**What is expected**
Repeat the lines below exactly as they appear, but leave out the images.
┌──
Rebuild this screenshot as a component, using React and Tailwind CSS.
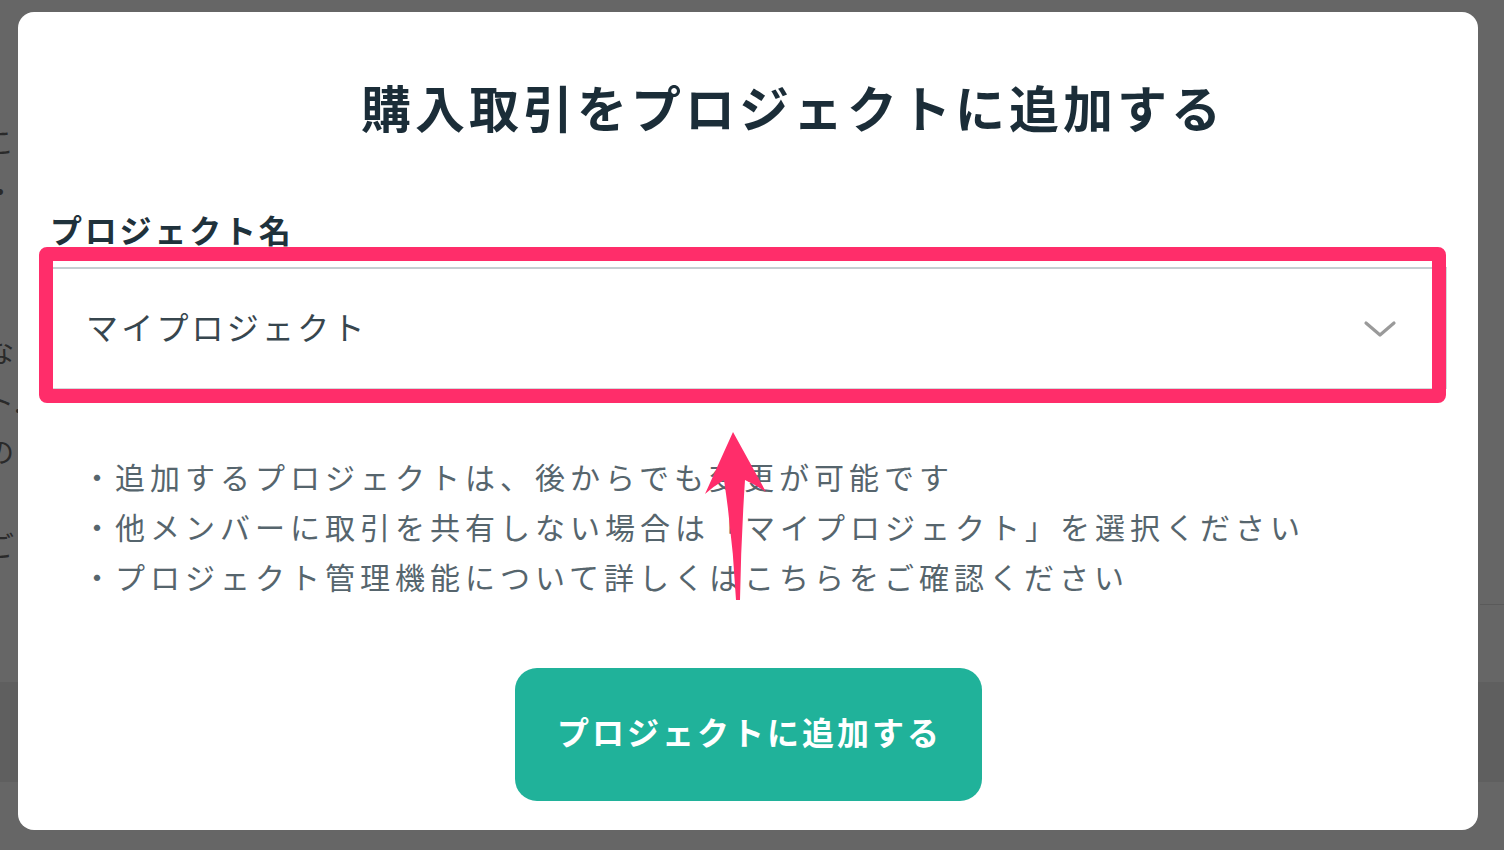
const jp = "font-['Noto_Sans_CJK_JP','Noto_Sans',sans-serif]";

const notes = [
  "追加するプロジェクトは、後からでも変更が可能です",
  "他メンバーに取引を共有しない場合は「マイプロジェクト」を選択ください",
  "プロジェクト管理機能について詳しくはこちらをご確認ください",
];

/* the pink arrow drawn over the notes */
function Arrow() {
  return (
    <svg
      className="absolute left-[682px] top-[413px] h-[180px] w-[70px]"
      viewBox="0 0 70 180"
    >
      <path
        d="M33 7 L66 67 Q56 60 45 55 Q41 115 40 175 L36 175 Q33 115 24 55 Q14 61 5 69 Z"
        fill="#ff2d6a"
      />
    </svg>
  );
}

function Chevron() {
  return (
    <svg className="h-[20px] w-[34px]" viewBox="0 0 34 20">
      <polyline
        points="3,4 17,16 31,4"
        fill="none"
        stroke="#9a9a9a"
        strokeWidth="3.2"
        strokeLinecap="round"
        strokeLinejoin="round"
      />
    </svg>
  );
}

export default function App() {
  return (
    <div className={`relative h-[850px] w-[1504px] overflow-hidden bg-[#666666] ${jp}`}>
      {/* page behind the overlay */}
      <div className="flex h-full w-[1504px] flex-col">
        <div className="ml-[-14px] flex flex-col pt-[116px] text-[28px] leading-[50px] text-[#2a2a2a]">
          <span>こ</span>
          <span>・・</span>
          <span className="mt-[110px]">な</span>
          <span>ト.</span>
          <span>の</span>
          <span className="mt-[44px]">ご</span>
        </div>
        <div className="mt-auto mb-[68px] h-[100px] w-full bg-[#5f5f5f]" />
      </div>

      {/* modal */}
      <div className="absolute left-[18px] top-[12px] flex h-[818px] w-[1460px] flex-col rounded-[16px] bg-white">
        <h1 className="mt-[66px] pl-[90px] text-center text-[50px] font-bold leading-[56px] tracking-[4px] text-[#1b2d38]">
          購入取引をプロジェクトに追加する
        </h1>

        <label className="ml-[32px] mt-[75px] text-[32px] font-bold leading-[40px] tracking-[2.8px] text-[#1f323c]">
          プロジェクト名
        </label>

        <div className="relative ml-[32px] mt-[18px] w-[1397px]">
          <div className="flex h-[122px] items-center justify-between border border-[#d3d9dc] border-t-2 border-t-[#c5ced2] pl-[35px] pr-[49px]">
            <span className="pb-[5px] text-[32px] leading-[40px] tracking-[3.2px] text-[#37464e]">
              マイプロジェクト
            </span>
            <Chevron />
          </div>
          {/* highlight annotation */}
          <div className="absolute left-[-11px] top-[-20px] h-[156px] w-[1407px] rounded-[8px] border-[14px] border-[#ff2d6a]" />
        </div>

        <ul className="ml-[64px] mt-[62px] flex flex-col text-[30px] leading-[50px] text-[#56656d]">
          {notes.map((n) => (
            <li key={n} className="flex">
              <span className="w-[33px] tracking-normal">・</span>
              <span className="tracking-[5px]">{n}</span>
            </li>
          ))}
        </ul>

        <button className="mx-auto mt-[67px] flex h-[133px] w-[467px] items-center justify-center rounded-[22px] bg-[#20b29a] pb-[8px] pl-[3px] text-[32px] font-bold tracking-[3px] text-white">
          プロジェクトに追加する
        </button>

        <Arrow />
      </div>

      {/* right gutter line */}
      <div className="absolute left-[1480px] top-[604px] h-[1px] w-[24px] bg-[#5a5a5a]" />
    </div>
  );
}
└──
**Final result**
Rebuild this screenshot as a component, using React and Tailwind CSS.
const jp = "font-['Noto_Sans_CJK_JP','Noto_Sans',sans-serif]";

const notes = [
  "追加するプロジェクトは、後からでも変更が可能です",
  "他メンバーに取引を共有しない場合は「マイプロジェクト」を選択ください",
  "プロジェクト管理機能について詳しくはこちらをご確認ください",
];

/* the pink arrow drawn over the notes */
function Arrow() {
  return (
    <svg
      className="absolute left-[682px] top-[413px] h-[180px] w-[70px]"
      viewBox="0 0 70 180"
    >
      <path
        d="M33 7 L66 67 Q56 60 45 55 Q41 115 40 175 L36 175 Q33 115 24 55 Q14 61 5 69 Z"
        fill="#ff2d6a"
      />
    </svg>
  );
}

function Chevron() {
  return (
    <svg className="h-[20px] w-[34px]" viewBox="0 0 34 20">
      <polyline
        points="3,4 17,16 31,4"
        fill="none"
        stroke="#9a9a9a"
        strokeWidth="3.2"
        strokeLinecap="round"
        strokeLinejoin="round"
      />
    </svg>
  );
}

export default function App() {
  return (
    <div className={`relative h-[850px] w-[1504px] overflow-hidden bg-[#666666] ${jp}`}>
      {/* page behind the overlay */}
      <div className="flex h-full w-[1504px] flex-col">
        <div className="ml-[-14px] flex flex-col pt-[116px] text-[28px] leading-[50px] text-[#2a2a2a]">
          <span>こ</span>
          <span>・・</span>
          <span className="mt-[110px]">な</span>
          <span>ト.</span>
          <span>の</span>
          <span className="mt-[44px]">ご</span>
        </div>
        <div className="mt-auto mb-[68px] h-[100px] w-full bg-[#5f5f5f]" />
      </div>

      {/* modal */}
      <div className="absolute left-[18px] top-[12px] flex h-[818px] w-[1460px] flex-col rounded-[16px] bg-white">
        <h1 className="mt-[66px] pl-[90px] text-center text-[50px] font-bold leading-[56px] tracking-[4px] text-[#1b2d38]">
          購入取引をプロジェクトに追加する
        </h1>

        <label className="ml-[32px] mt-[75px] text-[32px] font-bold leading-[40px] tracking-[2.8px] text-[#1f323c]">
          プロジェクト名
        </label>

        <div className="relative ml-[32px] mt-[18px] w-[1397px]">
          <div className="flex h-[122px] items-center justify-between border border-[#d3d9dc] border-t-2 border-t-[#c5ced2] pl-[35px] pr-[49px]">
            <span className="pb-[5px] text-[32px] leading-[40px] tracking-[3.2px] text-[#37464e]">
              マイプロジェクト
            </span>
            <Chevron />
          </div>
          {/* highlight annotation */}
          <div className="absolute left-[-11px] top-[-20px] h-[156px] w-[1407px] rounded-[8px] border-[14px] border-[#ff2d6a]" />
        </div>

        <ul className="ml-[64px] mt-[62px] flex flex-col text-[30px] leading-[50px] text-[#56656d]">
          {notes.map((n) => (
            <li key={n} className="flex">
              <span className="w-[33px] tracking-normal">・</span>
              <span className="tracking-[5px]">{n}</span>
            </li>
          ))}
        </ul>

        <button className="mx-auto mt-[67px] flex h-[133px] w-[467px] items-center justify-center rounded-[22px] bg-[#20b29a] pb-[8px] pl-[3px] text-[32px] font-bold tracking-[3px] text-white">
          プロジェクトに追加する
        </button>

        <Arrow />
      </div>

      {/* right gutter line */}
      <div className="absolute left-[1480px] top-[604px] h-[1px] w-[24px] bg-[#5a5a5a]" />
    </div>
  );
}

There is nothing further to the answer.